_GOAL:_
Identify the lines bearing the string "styles" and gather them.

################

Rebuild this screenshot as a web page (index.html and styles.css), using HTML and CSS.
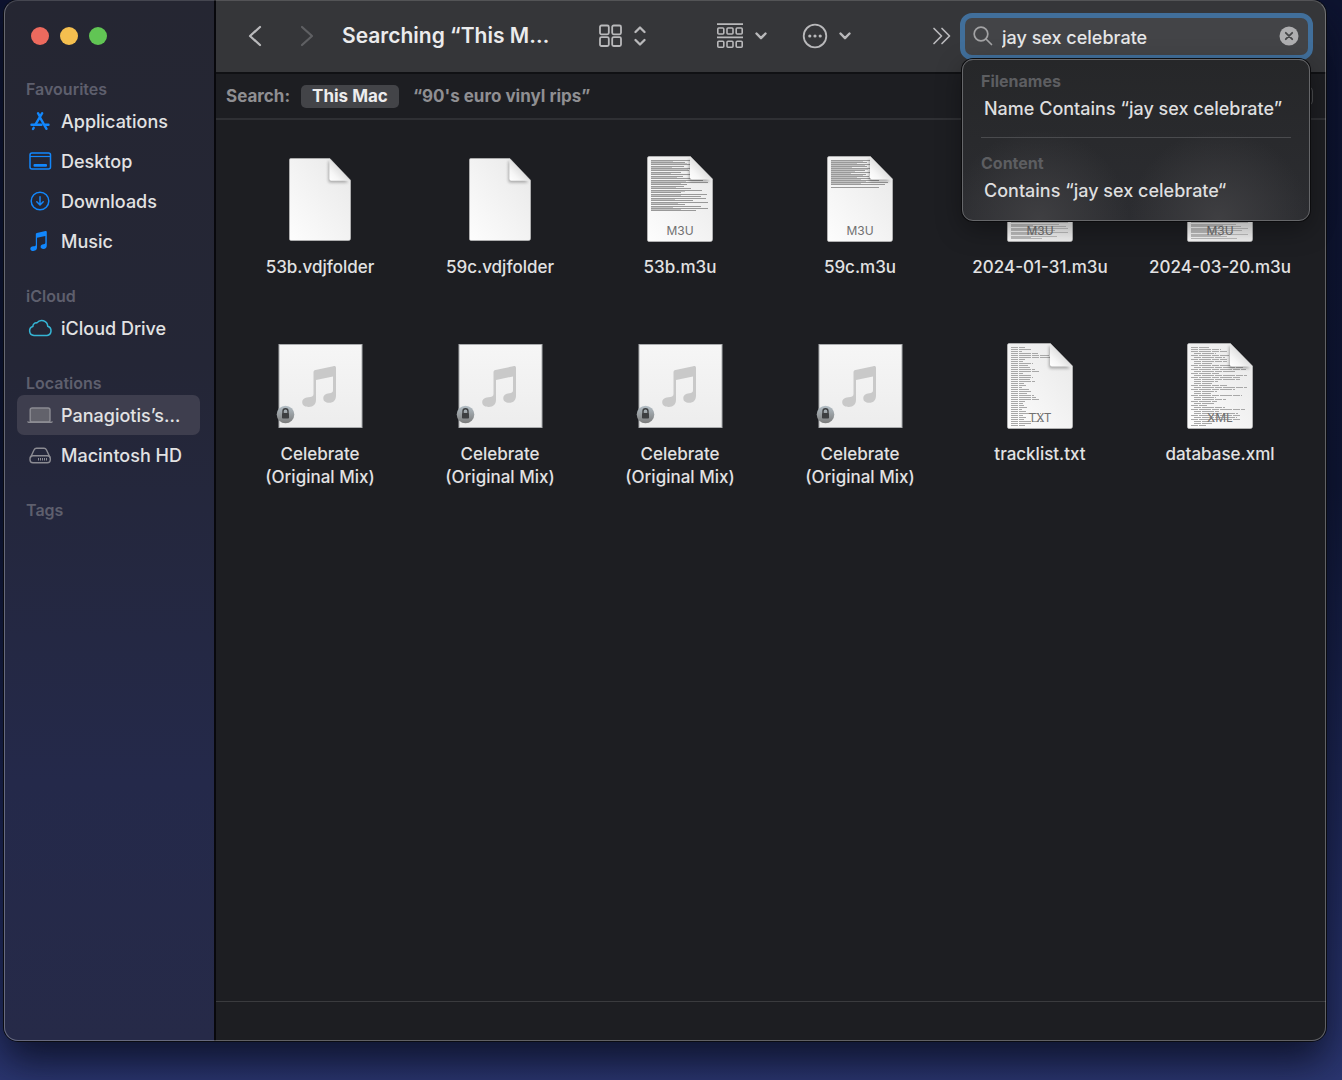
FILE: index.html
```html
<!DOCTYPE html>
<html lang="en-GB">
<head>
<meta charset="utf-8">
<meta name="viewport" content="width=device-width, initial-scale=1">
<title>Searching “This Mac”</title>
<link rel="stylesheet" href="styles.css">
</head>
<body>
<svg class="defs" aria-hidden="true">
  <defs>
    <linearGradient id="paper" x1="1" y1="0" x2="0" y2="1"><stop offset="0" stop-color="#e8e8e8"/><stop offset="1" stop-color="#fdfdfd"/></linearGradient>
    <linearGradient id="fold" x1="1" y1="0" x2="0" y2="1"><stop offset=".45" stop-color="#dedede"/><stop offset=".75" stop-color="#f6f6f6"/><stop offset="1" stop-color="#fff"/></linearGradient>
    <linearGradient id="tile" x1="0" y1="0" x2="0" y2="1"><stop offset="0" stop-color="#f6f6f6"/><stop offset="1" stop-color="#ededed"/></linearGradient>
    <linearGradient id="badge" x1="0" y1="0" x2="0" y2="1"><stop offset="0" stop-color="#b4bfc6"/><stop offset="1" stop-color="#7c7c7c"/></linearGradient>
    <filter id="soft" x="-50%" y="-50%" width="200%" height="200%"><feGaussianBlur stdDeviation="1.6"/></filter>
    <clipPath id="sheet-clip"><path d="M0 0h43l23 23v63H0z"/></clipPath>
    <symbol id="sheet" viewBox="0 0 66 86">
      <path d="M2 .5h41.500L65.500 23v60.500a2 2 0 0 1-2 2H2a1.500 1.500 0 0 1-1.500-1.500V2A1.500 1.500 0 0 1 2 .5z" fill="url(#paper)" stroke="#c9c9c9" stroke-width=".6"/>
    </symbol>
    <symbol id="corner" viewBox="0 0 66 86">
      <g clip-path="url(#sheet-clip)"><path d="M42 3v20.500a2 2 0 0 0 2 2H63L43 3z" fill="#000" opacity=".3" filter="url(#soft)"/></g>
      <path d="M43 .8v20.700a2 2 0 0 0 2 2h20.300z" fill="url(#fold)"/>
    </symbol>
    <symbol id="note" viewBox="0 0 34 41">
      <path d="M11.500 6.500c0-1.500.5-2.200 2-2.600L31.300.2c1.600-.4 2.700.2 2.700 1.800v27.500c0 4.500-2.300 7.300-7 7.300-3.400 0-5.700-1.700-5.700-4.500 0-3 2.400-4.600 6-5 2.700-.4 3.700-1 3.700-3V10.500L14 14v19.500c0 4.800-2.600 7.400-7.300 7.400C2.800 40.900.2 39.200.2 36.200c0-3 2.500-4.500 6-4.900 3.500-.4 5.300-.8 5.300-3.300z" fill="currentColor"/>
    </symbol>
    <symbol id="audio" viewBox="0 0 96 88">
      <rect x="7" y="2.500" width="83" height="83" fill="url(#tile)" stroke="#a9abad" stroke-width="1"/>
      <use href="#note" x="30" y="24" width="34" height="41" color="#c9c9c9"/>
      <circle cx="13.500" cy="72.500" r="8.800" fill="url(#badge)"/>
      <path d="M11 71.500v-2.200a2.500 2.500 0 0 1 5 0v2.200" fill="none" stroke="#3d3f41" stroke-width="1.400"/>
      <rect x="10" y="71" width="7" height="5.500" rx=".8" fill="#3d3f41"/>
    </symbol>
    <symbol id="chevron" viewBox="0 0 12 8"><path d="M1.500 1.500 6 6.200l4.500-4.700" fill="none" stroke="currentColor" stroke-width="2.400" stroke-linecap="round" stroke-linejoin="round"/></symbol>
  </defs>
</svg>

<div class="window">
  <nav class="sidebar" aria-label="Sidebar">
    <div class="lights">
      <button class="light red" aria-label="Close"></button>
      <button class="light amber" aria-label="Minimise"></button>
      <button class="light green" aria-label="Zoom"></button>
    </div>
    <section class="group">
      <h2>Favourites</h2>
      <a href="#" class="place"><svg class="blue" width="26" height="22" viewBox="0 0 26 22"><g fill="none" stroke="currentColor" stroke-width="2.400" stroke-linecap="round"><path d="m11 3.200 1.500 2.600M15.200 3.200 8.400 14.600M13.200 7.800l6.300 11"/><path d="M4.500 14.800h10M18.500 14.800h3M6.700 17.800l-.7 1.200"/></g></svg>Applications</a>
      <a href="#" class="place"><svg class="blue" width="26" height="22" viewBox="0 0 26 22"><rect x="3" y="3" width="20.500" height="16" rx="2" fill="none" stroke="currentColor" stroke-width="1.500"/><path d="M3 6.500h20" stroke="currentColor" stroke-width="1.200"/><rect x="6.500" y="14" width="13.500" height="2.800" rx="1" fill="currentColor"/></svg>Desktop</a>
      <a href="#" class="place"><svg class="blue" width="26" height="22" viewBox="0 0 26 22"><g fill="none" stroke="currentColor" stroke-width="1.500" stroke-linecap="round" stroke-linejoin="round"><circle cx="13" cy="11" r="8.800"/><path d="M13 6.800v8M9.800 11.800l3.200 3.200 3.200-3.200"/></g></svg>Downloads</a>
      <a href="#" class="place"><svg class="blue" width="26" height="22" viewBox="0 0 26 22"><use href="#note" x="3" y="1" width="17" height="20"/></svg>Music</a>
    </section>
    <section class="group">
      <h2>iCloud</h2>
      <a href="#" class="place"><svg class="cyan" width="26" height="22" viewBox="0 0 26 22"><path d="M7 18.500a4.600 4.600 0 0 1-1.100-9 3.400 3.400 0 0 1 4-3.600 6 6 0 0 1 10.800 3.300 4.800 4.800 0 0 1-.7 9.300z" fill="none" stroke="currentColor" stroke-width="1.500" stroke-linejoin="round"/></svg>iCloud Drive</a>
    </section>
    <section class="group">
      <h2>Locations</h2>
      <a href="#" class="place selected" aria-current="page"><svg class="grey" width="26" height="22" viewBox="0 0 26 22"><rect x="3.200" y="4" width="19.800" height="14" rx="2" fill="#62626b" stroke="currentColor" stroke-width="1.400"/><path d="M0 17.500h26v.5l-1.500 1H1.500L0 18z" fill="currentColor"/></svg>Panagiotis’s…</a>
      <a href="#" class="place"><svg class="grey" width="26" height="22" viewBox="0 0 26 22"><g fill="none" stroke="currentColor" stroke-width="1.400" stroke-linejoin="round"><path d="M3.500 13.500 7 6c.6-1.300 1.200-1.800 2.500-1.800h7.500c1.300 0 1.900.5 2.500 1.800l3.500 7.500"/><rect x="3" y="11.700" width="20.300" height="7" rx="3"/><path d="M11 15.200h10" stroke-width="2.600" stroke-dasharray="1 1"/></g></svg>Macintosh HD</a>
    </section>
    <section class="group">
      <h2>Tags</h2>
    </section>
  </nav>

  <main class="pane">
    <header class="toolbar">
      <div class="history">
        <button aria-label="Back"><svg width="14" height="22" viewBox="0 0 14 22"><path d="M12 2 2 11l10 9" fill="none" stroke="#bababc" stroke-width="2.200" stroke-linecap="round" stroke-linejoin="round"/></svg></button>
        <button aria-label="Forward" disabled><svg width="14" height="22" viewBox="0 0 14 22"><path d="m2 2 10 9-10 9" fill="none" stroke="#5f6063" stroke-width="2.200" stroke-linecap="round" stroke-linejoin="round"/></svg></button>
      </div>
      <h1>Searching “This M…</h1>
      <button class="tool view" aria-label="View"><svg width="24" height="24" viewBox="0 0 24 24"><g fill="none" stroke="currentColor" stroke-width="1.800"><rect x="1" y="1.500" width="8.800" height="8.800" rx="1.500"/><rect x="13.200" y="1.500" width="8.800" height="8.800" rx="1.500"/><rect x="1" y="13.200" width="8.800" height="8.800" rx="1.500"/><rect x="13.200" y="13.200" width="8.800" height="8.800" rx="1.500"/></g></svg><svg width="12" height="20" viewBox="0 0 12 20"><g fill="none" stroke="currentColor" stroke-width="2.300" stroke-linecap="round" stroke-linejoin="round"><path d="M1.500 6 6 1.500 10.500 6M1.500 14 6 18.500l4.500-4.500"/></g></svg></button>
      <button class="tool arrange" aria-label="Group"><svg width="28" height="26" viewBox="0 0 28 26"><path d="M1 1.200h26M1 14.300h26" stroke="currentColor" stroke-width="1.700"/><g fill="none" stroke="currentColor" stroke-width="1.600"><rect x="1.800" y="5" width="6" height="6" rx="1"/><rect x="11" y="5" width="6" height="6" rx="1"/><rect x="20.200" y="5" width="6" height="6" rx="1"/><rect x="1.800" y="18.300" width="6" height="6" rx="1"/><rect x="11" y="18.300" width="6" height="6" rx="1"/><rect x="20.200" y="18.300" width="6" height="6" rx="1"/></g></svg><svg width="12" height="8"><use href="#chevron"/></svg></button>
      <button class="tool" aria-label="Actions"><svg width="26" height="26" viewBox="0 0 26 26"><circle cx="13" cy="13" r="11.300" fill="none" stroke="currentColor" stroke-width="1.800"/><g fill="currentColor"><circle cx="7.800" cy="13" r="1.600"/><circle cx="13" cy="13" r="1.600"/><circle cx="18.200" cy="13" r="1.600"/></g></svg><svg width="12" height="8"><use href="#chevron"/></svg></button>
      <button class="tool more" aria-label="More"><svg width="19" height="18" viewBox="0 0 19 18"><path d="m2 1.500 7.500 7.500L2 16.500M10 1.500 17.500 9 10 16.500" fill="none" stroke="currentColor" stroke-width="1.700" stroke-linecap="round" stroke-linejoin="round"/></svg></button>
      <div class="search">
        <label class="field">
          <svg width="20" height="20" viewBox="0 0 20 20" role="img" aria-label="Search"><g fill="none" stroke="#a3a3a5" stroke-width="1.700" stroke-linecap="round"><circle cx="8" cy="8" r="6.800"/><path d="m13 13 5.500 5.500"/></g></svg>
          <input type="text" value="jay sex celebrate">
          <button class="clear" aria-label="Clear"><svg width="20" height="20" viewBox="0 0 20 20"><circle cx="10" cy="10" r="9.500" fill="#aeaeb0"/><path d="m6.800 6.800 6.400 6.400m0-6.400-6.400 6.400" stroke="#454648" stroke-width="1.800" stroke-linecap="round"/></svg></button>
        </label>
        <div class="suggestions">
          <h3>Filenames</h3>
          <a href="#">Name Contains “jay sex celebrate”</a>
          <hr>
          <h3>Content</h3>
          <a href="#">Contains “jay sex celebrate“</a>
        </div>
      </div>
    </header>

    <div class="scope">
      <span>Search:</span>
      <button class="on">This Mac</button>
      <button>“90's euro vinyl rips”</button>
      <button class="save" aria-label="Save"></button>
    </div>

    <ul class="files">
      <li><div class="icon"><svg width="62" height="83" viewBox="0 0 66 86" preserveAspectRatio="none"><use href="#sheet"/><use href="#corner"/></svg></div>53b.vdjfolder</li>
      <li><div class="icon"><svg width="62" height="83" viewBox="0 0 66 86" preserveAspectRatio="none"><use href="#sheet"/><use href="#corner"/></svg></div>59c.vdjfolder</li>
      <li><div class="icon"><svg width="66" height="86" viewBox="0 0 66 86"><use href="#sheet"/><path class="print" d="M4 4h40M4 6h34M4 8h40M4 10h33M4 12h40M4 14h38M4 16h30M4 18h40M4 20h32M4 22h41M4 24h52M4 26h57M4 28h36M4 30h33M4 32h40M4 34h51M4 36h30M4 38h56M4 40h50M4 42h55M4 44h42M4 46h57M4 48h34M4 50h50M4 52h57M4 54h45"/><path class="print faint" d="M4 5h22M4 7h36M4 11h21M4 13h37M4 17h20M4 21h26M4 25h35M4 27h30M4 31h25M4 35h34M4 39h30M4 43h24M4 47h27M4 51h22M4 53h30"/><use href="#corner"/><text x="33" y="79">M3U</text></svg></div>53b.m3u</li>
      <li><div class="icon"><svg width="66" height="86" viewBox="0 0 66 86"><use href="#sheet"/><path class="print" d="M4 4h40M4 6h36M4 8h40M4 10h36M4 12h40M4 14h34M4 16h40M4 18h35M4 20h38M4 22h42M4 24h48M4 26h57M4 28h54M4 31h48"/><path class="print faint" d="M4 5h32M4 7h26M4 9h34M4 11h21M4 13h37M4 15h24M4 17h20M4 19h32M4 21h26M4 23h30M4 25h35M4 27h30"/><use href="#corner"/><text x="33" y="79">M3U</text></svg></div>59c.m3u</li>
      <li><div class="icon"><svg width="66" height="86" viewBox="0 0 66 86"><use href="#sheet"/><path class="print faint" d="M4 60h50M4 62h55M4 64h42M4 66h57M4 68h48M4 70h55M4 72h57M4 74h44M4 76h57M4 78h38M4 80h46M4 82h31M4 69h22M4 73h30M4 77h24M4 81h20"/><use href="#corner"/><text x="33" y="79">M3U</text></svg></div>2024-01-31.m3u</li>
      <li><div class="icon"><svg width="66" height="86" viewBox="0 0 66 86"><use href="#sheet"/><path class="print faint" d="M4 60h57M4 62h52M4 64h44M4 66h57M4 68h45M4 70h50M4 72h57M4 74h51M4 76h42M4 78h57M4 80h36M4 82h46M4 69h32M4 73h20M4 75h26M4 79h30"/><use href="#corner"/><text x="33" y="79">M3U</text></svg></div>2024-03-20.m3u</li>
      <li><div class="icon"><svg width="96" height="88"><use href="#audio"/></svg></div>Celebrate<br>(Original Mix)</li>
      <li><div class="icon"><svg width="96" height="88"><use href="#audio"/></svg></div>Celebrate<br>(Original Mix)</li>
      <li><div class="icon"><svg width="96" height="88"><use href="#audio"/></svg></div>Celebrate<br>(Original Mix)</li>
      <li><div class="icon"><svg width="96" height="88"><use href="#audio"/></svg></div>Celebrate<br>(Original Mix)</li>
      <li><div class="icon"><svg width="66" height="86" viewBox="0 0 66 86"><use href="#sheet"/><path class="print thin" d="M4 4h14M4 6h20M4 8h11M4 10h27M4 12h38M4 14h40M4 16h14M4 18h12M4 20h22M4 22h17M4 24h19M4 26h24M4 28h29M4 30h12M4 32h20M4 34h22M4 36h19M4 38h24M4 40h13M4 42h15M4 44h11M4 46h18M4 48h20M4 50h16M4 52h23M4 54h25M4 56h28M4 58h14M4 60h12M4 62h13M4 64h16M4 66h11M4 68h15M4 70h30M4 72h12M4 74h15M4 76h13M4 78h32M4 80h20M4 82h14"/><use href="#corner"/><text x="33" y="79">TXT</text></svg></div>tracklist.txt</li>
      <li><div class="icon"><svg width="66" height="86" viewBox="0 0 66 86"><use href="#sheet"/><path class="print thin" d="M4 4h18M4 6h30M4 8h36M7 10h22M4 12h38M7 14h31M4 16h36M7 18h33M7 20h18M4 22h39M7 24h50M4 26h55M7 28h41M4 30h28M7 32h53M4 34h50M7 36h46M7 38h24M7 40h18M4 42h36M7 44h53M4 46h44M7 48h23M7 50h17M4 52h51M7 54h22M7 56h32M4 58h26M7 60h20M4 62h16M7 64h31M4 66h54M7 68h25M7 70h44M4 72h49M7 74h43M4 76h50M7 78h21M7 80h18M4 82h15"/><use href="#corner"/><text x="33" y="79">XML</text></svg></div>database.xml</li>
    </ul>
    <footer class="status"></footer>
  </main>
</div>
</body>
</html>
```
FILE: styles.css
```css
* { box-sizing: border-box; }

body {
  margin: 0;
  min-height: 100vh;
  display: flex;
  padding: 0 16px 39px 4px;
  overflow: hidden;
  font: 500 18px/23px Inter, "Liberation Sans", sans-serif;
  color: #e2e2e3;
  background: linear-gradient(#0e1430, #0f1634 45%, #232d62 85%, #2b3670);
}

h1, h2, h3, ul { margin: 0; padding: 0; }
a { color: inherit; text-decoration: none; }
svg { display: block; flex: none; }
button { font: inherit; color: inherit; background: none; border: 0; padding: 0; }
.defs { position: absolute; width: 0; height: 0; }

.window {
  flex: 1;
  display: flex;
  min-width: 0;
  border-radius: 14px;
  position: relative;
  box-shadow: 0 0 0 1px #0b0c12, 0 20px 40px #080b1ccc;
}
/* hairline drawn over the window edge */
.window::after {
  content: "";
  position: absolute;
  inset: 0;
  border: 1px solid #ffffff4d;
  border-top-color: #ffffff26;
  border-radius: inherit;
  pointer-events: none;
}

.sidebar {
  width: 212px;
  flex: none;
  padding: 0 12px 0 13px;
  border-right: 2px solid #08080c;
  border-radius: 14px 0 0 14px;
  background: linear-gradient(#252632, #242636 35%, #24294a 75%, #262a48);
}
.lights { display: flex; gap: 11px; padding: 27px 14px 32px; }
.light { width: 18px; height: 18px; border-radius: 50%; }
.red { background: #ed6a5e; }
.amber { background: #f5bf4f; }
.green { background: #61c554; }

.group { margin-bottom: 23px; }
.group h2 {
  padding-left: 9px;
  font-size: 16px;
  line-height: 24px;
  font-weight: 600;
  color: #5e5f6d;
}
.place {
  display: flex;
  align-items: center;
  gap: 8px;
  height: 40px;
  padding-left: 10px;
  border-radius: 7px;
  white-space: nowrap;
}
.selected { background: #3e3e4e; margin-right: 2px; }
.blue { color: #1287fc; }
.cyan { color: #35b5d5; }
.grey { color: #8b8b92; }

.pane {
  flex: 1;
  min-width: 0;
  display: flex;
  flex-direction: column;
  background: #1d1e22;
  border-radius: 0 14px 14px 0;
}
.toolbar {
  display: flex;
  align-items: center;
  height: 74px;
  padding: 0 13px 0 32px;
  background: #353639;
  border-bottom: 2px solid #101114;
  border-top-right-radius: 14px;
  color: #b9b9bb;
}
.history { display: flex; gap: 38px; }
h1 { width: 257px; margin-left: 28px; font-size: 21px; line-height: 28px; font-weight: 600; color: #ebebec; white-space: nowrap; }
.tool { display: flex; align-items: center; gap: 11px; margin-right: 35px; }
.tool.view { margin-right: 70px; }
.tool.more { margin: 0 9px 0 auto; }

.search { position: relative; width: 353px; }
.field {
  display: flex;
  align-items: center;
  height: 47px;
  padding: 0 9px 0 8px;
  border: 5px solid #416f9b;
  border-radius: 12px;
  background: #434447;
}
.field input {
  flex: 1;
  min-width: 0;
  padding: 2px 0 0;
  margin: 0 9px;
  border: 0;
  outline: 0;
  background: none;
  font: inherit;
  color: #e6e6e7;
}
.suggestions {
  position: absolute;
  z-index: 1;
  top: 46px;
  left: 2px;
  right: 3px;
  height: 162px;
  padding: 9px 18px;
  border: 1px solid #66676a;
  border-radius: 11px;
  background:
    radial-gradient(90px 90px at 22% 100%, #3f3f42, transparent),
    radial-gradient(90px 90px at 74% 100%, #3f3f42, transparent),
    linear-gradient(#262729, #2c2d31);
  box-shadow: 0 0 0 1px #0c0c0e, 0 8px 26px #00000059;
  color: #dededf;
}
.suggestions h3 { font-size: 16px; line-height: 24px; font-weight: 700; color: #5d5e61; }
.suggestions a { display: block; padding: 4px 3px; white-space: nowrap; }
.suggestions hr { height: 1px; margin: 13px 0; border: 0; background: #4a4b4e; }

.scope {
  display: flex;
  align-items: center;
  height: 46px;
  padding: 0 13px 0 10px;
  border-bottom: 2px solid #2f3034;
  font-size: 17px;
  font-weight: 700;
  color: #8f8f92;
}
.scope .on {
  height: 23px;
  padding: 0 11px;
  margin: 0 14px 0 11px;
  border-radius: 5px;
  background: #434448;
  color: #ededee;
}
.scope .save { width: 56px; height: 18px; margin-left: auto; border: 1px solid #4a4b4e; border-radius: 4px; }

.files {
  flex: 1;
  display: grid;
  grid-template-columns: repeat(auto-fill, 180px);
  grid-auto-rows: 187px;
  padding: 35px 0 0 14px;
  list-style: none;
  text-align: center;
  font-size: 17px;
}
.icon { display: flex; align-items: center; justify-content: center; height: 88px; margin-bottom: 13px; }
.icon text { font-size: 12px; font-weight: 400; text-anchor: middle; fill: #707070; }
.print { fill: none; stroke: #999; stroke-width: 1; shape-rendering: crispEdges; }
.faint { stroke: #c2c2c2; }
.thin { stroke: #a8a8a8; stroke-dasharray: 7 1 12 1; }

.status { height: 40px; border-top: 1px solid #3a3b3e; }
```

################

_SOLUTION TO THE EXERCISE:_
Rebuild this screenshot as a web page (index.html and styles.css), using HTML and CSS.
<link rel="stylesheet" href="styles.css">
FILE: styles.css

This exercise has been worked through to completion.